§ **TASK REQUIREMENTS**
Word for word, copy all the data and drop the pictures.

Begin

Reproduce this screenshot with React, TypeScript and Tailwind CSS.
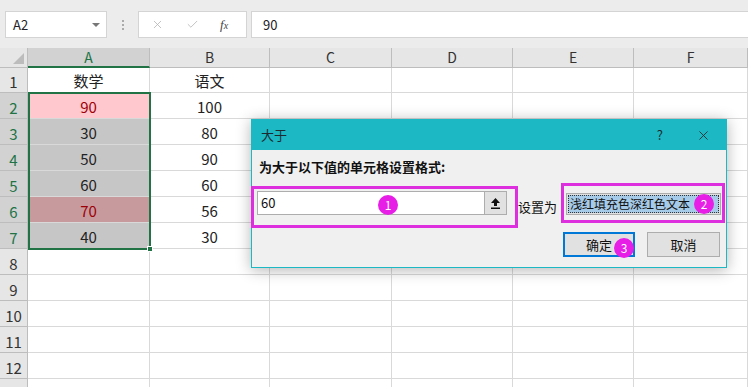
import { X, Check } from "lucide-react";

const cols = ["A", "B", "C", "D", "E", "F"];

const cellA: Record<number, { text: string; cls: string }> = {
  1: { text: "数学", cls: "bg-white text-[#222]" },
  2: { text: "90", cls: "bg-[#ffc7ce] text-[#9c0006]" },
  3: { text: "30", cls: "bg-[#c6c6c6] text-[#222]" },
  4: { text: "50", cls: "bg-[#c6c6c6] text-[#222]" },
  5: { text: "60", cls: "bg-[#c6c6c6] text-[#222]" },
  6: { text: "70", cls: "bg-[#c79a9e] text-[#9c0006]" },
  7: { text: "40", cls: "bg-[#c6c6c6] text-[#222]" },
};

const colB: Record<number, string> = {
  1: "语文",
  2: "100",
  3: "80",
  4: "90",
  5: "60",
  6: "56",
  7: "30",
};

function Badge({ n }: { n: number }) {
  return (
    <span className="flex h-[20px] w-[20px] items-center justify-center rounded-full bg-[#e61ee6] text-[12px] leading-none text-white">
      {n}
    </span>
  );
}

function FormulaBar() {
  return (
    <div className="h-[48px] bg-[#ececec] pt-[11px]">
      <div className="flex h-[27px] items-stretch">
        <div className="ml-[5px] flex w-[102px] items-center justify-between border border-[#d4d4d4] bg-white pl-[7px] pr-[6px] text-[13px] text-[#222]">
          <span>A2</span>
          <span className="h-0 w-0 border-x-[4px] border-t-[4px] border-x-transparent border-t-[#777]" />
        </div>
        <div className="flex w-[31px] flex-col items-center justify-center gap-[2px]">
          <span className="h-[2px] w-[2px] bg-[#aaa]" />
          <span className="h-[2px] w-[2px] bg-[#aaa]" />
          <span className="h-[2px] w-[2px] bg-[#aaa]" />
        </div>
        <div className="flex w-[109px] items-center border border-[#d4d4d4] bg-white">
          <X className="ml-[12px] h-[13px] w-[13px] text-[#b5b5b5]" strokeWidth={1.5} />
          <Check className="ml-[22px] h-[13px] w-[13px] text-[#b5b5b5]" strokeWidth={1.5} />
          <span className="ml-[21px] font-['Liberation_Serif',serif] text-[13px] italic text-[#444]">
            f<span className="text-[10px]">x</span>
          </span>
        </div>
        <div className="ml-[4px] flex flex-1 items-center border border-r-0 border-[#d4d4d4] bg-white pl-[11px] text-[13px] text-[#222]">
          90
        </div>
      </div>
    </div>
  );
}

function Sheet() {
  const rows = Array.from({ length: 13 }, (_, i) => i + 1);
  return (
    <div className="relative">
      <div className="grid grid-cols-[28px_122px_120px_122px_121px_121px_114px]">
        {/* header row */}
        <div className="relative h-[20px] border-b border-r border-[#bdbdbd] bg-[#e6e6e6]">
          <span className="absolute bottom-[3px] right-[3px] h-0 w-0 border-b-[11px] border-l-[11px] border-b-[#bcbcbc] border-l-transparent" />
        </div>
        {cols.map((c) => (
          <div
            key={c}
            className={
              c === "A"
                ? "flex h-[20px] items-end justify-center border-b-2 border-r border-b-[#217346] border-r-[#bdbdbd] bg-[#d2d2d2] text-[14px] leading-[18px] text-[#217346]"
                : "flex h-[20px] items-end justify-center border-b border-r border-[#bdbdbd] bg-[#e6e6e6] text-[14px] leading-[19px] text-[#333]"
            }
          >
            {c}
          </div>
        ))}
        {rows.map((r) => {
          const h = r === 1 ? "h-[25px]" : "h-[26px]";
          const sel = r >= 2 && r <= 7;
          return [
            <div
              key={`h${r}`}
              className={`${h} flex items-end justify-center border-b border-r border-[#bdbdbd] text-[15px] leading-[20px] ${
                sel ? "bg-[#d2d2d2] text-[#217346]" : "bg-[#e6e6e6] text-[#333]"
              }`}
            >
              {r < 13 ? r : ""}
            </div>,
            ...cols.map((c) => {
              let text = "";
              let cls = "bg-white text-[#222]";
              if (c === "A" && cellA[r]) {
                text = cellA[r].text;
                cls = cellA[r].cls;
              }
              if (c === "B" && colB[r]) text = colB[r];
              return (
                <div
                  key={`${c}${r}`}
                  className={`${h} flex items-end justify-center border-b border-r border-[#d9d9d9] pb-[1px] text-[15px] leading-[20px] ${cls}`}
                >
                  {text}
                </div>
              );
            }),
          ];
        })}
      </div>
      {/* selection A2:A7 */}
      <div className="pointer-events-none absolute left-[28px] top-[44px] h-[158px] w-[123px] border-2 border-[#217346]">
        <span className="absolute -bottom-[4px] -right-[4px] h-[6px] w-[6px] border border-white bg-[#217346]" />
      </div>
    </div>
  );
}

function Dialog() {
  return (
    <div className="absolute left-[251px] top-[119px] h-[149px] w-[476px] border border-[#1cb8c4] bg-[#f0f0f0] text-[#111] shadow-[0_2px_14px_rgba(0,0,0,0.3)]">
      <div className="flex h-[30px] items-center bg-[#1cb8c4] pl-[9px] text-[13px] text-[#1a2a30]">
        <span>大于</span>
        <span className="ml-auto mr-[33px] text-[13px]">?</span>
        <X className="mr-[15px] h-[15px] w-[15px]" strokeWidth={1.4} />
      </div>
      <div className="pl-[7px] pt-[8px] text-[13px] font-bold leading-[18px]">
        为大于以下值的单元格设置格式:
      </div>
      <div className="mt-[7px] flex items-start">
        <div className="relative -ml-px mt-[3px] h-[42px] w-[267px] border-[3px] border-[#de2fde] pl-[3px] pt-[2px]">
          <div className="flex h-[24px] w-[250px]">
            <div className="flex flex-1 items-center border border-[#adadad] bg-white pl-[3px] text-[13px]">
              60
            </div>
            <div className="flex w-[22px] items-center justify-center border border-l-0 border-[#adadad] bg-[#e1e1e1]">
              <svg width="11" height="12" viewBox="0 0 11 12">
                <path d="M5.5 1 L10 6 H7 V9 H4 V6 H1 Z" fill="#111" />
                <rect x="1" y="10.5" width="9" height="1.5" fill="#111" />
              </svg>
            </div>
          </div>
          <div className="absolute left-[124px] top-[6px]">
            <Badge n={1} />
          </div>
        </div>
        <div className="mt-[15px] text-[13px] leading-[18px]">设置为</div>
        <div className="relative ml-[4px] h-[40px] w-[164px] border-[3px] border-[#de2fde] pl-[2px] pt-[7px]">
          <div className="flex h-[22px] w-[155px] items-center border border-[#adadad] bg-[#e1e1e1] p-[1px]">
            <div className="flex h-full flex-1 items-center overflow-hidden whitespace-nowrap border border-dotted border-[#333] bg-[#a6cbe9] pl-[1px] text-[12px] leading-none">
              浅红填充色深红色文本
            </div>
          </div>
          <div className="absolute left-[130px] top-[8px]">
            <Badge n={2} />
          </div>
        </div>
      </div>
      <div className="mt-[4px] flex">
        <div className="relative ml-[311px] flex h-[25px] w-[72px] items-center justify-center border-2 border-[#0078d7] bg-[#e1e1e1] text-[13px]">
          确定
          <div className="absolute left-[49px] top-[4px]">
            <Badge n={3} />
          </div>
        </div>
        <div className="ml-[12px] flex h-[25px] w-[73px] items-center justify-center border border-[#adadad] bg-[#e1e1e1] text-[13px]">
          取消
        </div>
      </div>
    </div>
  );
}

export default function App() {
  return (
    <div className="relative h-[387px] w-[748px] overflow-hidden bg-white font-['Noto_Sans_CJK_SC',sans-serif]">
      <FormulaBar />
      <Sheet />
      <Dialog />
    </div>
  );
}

End

§ **WORKED ANSWER**
Reproduce this screenshot with React, TypeScript and Tailwind CSS.
import { X, Check } from "lucide-react";

const cols = ["A", "B", "C", "D", "E", "F"];

const cellA: Record<number, { text: string; cls: string }> = {
  1: { text: "数学", cls: "bg-white text-[#222]" },
  2: { text: "90", cls: "bg-[#ffc7ce] text-[#9c0006]" },
  3: { text: "30", cls: "bg-[#c6c6c6] text-[#222]" },
  4: { text: "50", cls: "bg-[#c6c6c6] text-[#222]" },
  5: { text: "60", cls: "bg-[#c6c6c6] text-[#222]" },
  6: { text: "70", cls: "bg-[#c79a9e] text-[#9c0006]" },
  7: { text: "40", cls: "bg-[#c6c6c6] text-[#222]" },
};

const colB: Record<number, string> = {
  1: "语文",
  2: "100",
  3: "80",
  4: "90",
  5: "60",
  6: "56",
  7: "30",
};

function Badge({ n }: { n: number }) {
  return (
    <span className="flex h-[20px] w-[20px] items-center justify-center rounded-full bg-[#e61ee6] text-[12px] leading-none text-white">
      {n}
    </span>
  );
}

function FormulaBar() {
  return (
    <div className="h-[48px] bg-[#ececec] pt-[11px]">
      <div className="flex h-[27px] items-stretch">
        <div className="ml-[5px] flex w-[102px] items-center justify-between border border-[#d4d4d4] bg-white pl-[7px] pr-[6px] text-[13px] text-[#222]">
          <span>A2</span>
          <span className="h-0 w-0 border-x-[4px] border-t-[4px] border-x-transparent border-t-[#777]" />
        </div>
        <div className="flex w-[31px] flex-col items-center justify-center gap-[2px]">
          <span className="h-[2px] w-[2px] bg-[#aaa]" />
          <span className="h-[2px] w-[2px] bg-[#aaa]" />
          <span className="h-[2px] w-[2px] bg-[#aaa]" />
        </div>
        <div className="flex w-[109px] items-center border border-[#d4d4d4] bg-white">
          <X className="ml-[12px] h-[13px] w-[13px] text-[#b5b5b5]" strokeWidth={1.5} />
          <Check className="ml-[22px] h-[13px] w-[13px] text-[#b5b5b5]" strokeWidth={1.5} />
          <span className="ml-[21px] font-['Liberation_Serif',serif] text-[13px] italic text-[#444]">
            f<span className="text-[10px]">x</span>
          </span>
        </div>
        <div className="ml-[4px] flex flex-1 items-center border border-r-0 border-[#d4d4d4] bg-white pl-[11px] text-[13px] text-[#222]">
          90
        </div>
      </div>
    </div>
  );
}

function Sheet() {
  const rows = Array.from({ length: 13 }, (_, i) => i + 1);
  return (
    <div className="relative">
      <div className="grid grid-cols-[28px_122px_120px_122px_121px_121px_114px]">
        {/* header row */}
        <div className="relative h-[20px] border-b border-r border-[#bdbdbd] bg-[#e6e6e6]">
          <span className="absolute bottom-[3px] right-[3px] h-0 w-0 border-b-[11px] border-l-[11px] border-b-[#bcbcbc] border-l-transparent" />
        </div>
        {cols.map((c) => (
          <div
            key={c}
            className={
              c === "A"
                ? "flex h-[20px] items-end justify-center border-b-2 border-r border-b-[#217346] border-r-[#bdbdbd] bg-[#d2d2d2] text-[14px] leading-[18px] text-[#217346]"
                : "flex h-[20px] items-end justify-center border-b border-r border-[#bdbdbd] bg-[#e6e6e6] text-[14px] leading-[19px] text-[#333]"
            }
          >
            {c}
          </div>
        ))}
        {rows.map((r) => {
          const h = r === 1 ? "h-[25px]" : "h-[26px]";
          const sel = r >= 2 && r <= 7;
          return [
            <div
              key={`h${r}`}
              className={`${h} flex items-end justify-center border-b border-r border-[#bdbdbd] text-[15px] leading-[20px] ${
                sel ? "bg-[#d2d2d2] text-[#217346]" : "bg-[#e6e6e6] text-[#333]"
              }`}
            >
              {r < 13 ? r : ""}
            </div>,
            ...cols.map((c) => {
              let text = "";
              let cls = "bg-white text-[#222]";
              if (c === "A" && cellA[r]) {
                text = cellA[r].text;
                cls = cellA[r].cls;
              }
              if (c === "B" && colB[r]) text = colB[r];
              return (
                <div
                  key={`${c}${r}`}
                  className={`${h} flex items-end justify-center border-b border-r border-[#d9d9d9] pb-[1px] text-[15px] leading-[20px] ${cls}`}
                >
                  {text}
                </div>
              );
            }),
          ];
        })}
      </div>
      {/* selection A2:A7 */}
      <div className="pointer-events-none absolute left-[28px] top-[44px] h-[158px] w-[123px] border-2 border-[#217346]">
        <span className="absolute -bottom-[4px] -right-[4px] h-[6px] w-[6px] border border-white bg-[#217346]" />
      </div>
    </div>
  );
}

function Dialog() {
  return (
    <div className="absolute left-[251px] top-[119px] h-[149px] w-[476px] border border-[#1cb8c4] bg-[#f0f0f0] text-[#111] shadow-[0_2px_14px_rgba(0,0,0,0.3)]">
      <div className="flex h-[30px] items-center bg-[#1cb8c4] pl-[9px] text-[13px] text-[#1a2a30]">
        <span>大于</span>
        <span className="ml-auto mr-[33px] text-[13px]">?</span>
        <X className="mr-[15px] h-[15px] w-[15px]" strokeWidth={1.4} />
      </div>
      <div className="pl-[7px] pt-[8px] text-[13px] font-bold leading-[18px]">
        为大于以下值的单元格设置格式:
      </div>
      <div className="mt-[7px] flex items-start">
        <div className="relative -ml-px mt-[3px] h-[42px] w-[267px] border-[3px] border-[#de2fde] pl-[3px] pt-[2px]">
          <div className="flex h-[24px] w-[250px]">
            <div className="flex flex-1 items-center border border-[#adadad] bg-white pl-[3px] text-[13px]">
              60
            </div>
            <div className="flex w-[22px] items-center justify-center border border-l-0 border-[#adadad] bg-[#e1e1e1]">
              <svg width="11" height="12" viewBox="0 0 11 12">
                <path d="M5.5 1 L10 6 H7 V9 H4 V6 H1 Z" fill="#111" />
                <rect x="1" y="10.5" width="9" height="1.5" fill="#111" />
              </svg>
            </div>
          </div>
          <div className="absolute left-[124px] top-[6px]">
            <Badge n={1} />
          </div>
        </div>
        <div className="mt-[15px] text-[13px] leading-[18px]">设置为</div>
        <div className="relative ml-[4px] h-[40px] w-[164px] border-[3px] border-[#de2fde] pl-[2px] pt-[7px]">
          <div className="flex h-[22px] w-[155px] items-center border border-[#adadad] bg-[#e1e1e1] p-[1px]">
            <div className="flex h-full flex-1 items-center overflow-hidden whitespace-nowrap border border-dotted border-[#333] bg-[#a6cbe9] pl-[1px] text-[12px] leading-none">
              浅红填充色深红色文本
            </div>
          </div>
          <div className="absolute left-[130px] top-[8px]">
            <Badge n={2} />
          </div>
        </div>
      </div>
      <div className="mt-[4px] flex">
        <div className="relative ml-[311px] flex h-[25px] w-[72px] items-center justify-center border-2 border-[#0078d7] bg-[#e1e1e1] text-[13px]">
          确定
          <div className="absolute left-[49px] top-[4px]">
            <Badge n={3} />
          </div>
        </div>
        <div className="ml-[12px] flex h-[25px] w-[73px] items-center justify-center border border-[#adadad] bg-[#e1e1e1] text-[13px]">
          取消
        </div>
      </div>
    </div>
  );
}

export default function App() {
  return (
    <div className="relative h-[387px] w-[748px] overflow-hidden bg-white font-['Noto_Sans_CJK_SC',sans-serif]">
      <FormulaBar />
      <Sheet />
      <Dialog />
    </div>
  );
}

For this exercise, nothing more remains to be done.